• Rows from a dataset of pages and code
========================================================================

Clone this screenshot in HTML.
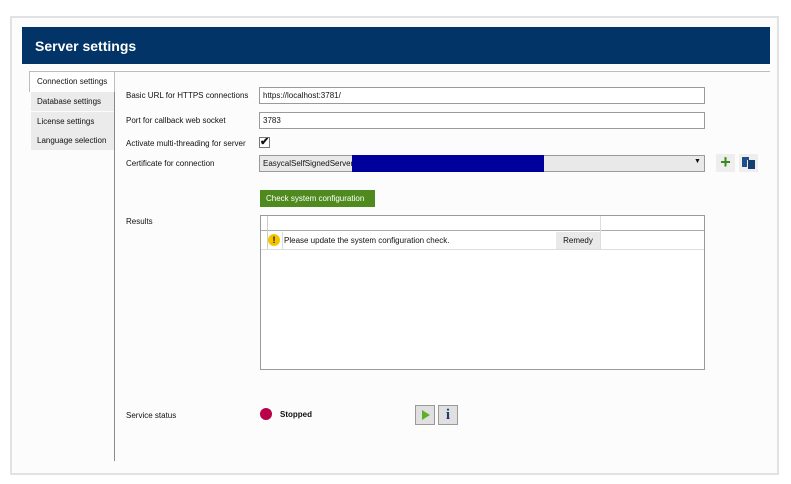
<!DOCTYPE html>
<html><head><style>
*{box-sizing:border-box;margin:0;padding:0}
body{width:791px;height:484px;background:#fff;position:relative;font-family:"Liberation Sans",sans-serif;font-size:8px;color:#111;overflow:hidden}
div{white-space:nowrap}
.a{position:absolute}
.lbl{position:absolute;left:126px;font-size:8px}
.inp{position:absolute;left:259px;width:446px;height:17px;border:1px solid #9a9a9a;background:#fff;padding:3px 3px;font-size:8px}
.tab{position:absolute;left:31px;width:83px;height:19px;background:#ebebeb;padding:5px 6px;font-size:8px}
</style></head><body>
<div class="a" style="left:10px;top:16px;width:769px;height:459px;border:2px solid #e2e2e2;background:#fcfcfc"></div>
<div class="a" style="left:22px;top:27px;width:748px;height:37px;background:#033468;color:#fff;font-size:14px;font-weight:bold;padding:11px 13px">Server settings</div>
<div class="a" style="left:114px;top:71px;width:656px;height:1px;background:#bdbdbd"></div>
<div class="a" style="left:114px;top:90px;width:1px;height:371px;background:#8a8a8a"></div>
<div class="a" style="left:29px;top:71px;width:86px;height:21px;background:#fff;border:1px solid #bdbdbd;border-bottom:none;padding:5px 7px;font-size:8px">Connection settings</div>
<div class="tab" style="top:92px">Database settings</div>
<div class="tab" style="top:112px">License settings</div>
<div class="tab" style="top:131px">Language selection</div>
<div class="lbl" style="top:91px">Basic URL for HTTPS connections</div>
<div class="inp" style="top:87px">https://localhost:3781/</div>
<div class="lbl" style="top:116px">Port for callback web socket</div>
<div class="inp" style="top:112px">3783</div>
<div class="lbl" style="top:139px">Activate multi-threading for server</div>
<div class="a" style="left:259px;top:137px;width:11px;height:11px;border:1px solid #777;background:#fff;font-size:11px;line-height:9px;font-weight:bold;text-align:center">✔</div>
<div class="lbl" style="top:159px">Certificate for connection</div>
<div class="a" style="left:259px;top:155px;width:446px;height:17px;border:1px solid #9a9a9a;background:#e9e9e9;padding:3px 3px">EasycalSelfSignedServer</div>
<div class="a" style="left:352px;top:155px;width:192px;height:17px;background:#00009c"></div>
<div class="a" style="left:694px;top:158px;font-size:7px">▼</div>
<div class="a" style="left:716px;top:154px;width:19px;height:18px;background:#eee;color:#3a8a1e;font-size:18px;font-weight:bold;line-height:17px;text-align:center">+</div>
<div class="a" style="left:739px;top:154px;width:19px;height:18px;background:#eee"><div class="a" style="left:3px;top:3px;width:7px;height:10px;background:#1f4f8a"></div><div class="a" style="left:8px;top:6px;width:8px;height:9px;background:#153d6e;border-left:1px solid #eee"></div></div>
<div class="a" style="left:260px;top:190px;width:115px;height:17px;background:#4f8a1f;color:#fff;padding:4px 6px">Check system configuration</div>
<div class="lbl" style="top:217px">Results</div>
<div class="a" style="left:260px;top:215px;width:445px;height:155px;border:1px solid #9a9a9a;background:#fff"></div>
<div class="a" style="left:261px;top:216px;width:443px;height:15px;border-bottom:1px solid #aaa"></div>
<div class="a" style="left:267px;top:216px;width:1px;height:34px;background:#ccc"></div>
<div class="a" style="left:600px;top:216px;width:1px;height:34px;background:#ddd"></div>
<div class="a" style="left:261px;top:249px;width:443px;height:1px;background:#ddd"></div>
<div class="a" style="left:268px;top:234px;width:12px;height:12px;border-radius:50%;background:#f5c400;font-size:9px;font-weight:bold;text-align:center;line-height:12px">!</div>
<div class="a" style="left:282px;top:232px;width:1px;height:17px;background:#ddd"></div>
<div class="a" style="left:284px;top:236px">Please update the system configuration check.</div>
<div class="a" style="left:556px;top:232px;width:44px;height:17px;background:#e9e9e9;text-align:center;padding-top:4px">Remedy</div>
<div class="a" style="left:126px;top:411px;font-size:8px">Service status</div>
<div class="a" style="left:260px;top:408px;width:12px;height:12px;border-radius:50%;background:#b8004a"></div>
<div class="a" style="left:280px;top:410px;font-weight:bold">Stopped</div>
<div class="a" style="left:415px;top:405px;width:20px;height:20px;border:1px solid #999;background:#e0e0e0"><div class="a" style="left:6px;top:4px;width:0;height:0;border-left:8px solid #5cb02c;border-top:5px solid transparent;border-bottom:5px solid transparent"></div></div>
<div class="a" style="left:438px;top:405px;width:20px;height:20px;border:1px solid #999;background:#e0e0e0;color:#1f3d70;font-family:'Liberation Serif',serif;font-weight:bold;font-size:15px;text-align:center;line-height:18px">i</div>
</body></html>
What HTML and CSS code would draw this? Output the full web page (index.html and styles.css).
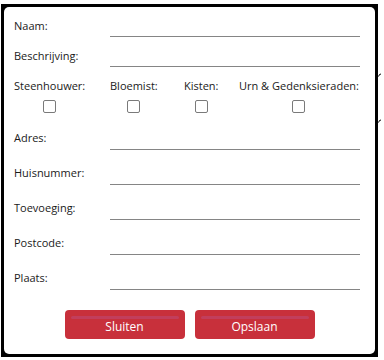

========================================================================

Give the entries again without a single change, but with no pictures.

• COMPLETE OUTPUT
Clone this screenshot in HTML.
<!DOCTYPE html>
<html><head><style>
*{box-sizing:border-box;margin:0;padding:0}
body{width:791px;height:484px;background:#fff;position:relative;font-family:"Liberation Sans",sans-serif;font-size:8px;color:#111;overflow:hidden}
div{white-space:nowrap}
.a{position:absolute}
.lbl{position:absolute;left:126px;font-size:8px}
.inp{position:absolute;left:259px;width:446px;height:17px;border:1px solid #9a9a9a;background:#fff;padding:3px 3px;font-size:8px}
.tab{position:absolute;left:31px;width:83px;height:19px;background:#ebebeb;padding:5px 6px;font-size:8px}
</style></head><body>
<div class="a" style="left:10px;top:16px;width:769px;height:459px;border:2px solid #e2e2e2;background:#fcfcfc"></div>
<div class="a" style="left:22px;top:27px;width:748px;height:37px;background:#033468;color:#fff;font-size:14px;font-weight:bold;padding:11px 13px">Server settings</div>
<div class="a" style="left:114px;top:71px;width:656px;height:1px;background:#bdbdbd"></div>
<div class="a" style="left:114px;top:90px;width:1px;height:371px;background:#8a8a8a"></div>
<div class="a" style="left:29px;top:71px;width:86px;height:21px;background:#fff;border:1px solid #bdbdbd;border-bottom:none;padding:5px 7px;font-size:8px">Connection settings</div>
<div class="tab" style="top:92px">Database settings</div>
<div class="tab" style="top:112px">License settings</div>
<div class="tab" style="top:131px">Language selection</div>
<div class="lbl" style="top:91px">Basic URL for HTTPS connections</div>
<div class="inp" style="top:87px">https://localhost:3781/</div>
<div class="lbl" style="top:116px">Port for callback web socket</div>
<div class="inp" style="top:112px">3783</div>
<div class="lbl" style="top:139px">Activate multi-threading for server</div>
<div class="a" style="left:259px;top:137px;width:11px;height:11px;border:1px solid #777;background:#fff;font-size:11px;line-height:9px;font-weight:bold;text-align:center">✔</div>
<div class="lbl" style="top:159px">Certificate for connection</div>
<div class="a" style="left:259px;top:155px;width:446px;height:17px;border:1px solid #9a9a9a;background:#e9e9e9;padding:3px 3px">EasycalSelfSignedServer</div>
<div class="a" style="left:352px;top:155px;width:192px;height:17px;background:#00009c"></div>
<div class="a" style="left:694px;top:158px;font-size:7px">▼</div>
<div class="a" style="left:716px;top:154px;width:19px;height:18px;background:#eee;color:#3a8a1e;font-size:18px;font-weight:bold;line-height:17px;text-align:center">+</div>
<div class="a" style="left:739px;top:154px;width:19px;height:18px;background:#eee"><div class="a" style="left:3px;top:3px;width:7px;height:10px;background:#1f4f8a"></div><div class="a" style="left:8px;top:6px;width:8px;height:9px;background:#153d6e;border-left:1px solid #eee"></div></div>
<div class="a" style="left:260px;top:190px;width:115px;height:17px;background:#4f8a1f;color:#fff;padding:4px 6px">Check system configuration</div>
<div class="lbl" style="top:217px">Results</div>
<div class="a" style="left:260px;top:215px;width:445px;height:155px;border:1px solid #9a9a9a;background:#fff"></div>
<div class="a" style="left:261px;top:216px;width:443px;height:15px;border-bottom:1px solid #aaa"></div>
<div class="a" style="left:267px;top:216px;width:1px;height:34px;background:#ccc"></div>
<div class="a" style="left:600px;top:216px;width:1px;height:34px;background:#ddd"></div>
<div class="a" style="left:261px;top:249px;width:443px;height:1px;background:#ddd"></div>
<div class="a" style="left:268px;top:234px;width:12px;height:12px;border-radius:50%;background:#f5c400;font-size:9px;font-weight:bold;text-align:center;line-height:12px">!</div>
<div class="a" style="left:282px;top:232px;width:1px;height:17px;background:#ddd"></div>
<div class="a" style="left:284px;top:236px">Please update the system configuration check.</div>
<div class="a" style="left:556px;top:232px;width:44px;height:17px;background:#e9e9e9;text-align:center;padding-top:4px">Remedy</div>
<div class="a" style="left:126px;top:411px;font-size:8px">Service status</div>
<div class="a" style="left:260px;top:408px;width:12px;height:12px;border-radius:50%;background:#b8004a"></div>
<div class="a" style="left:280px;top:410px;font-weight:bold">Stopped</div>
<div class="a" style="left:415px;top:405px;width:20px;height:20px;border:1px solid #999;background:#e0e0e0"><div class="a" style="left:6px;top:4px;width:0;height:0;border-left:8px solid #5cb02c;border-top:5px solid transparent;border-bottom:5px solid transparent"></div></div>
<div class="a" style="left:438px;top:405px;width:20px;height:20px;border:1px solid #999;background:#e0e0e0;color:#1f3d70;font-family:'Liberation Serif',serif;font-weight:bold;font-size:15px;text-align:center;line-height:18px">i</div>
</body></html>
What HTML and CSS code would draw this? Output the full web page (index.html and styles.css).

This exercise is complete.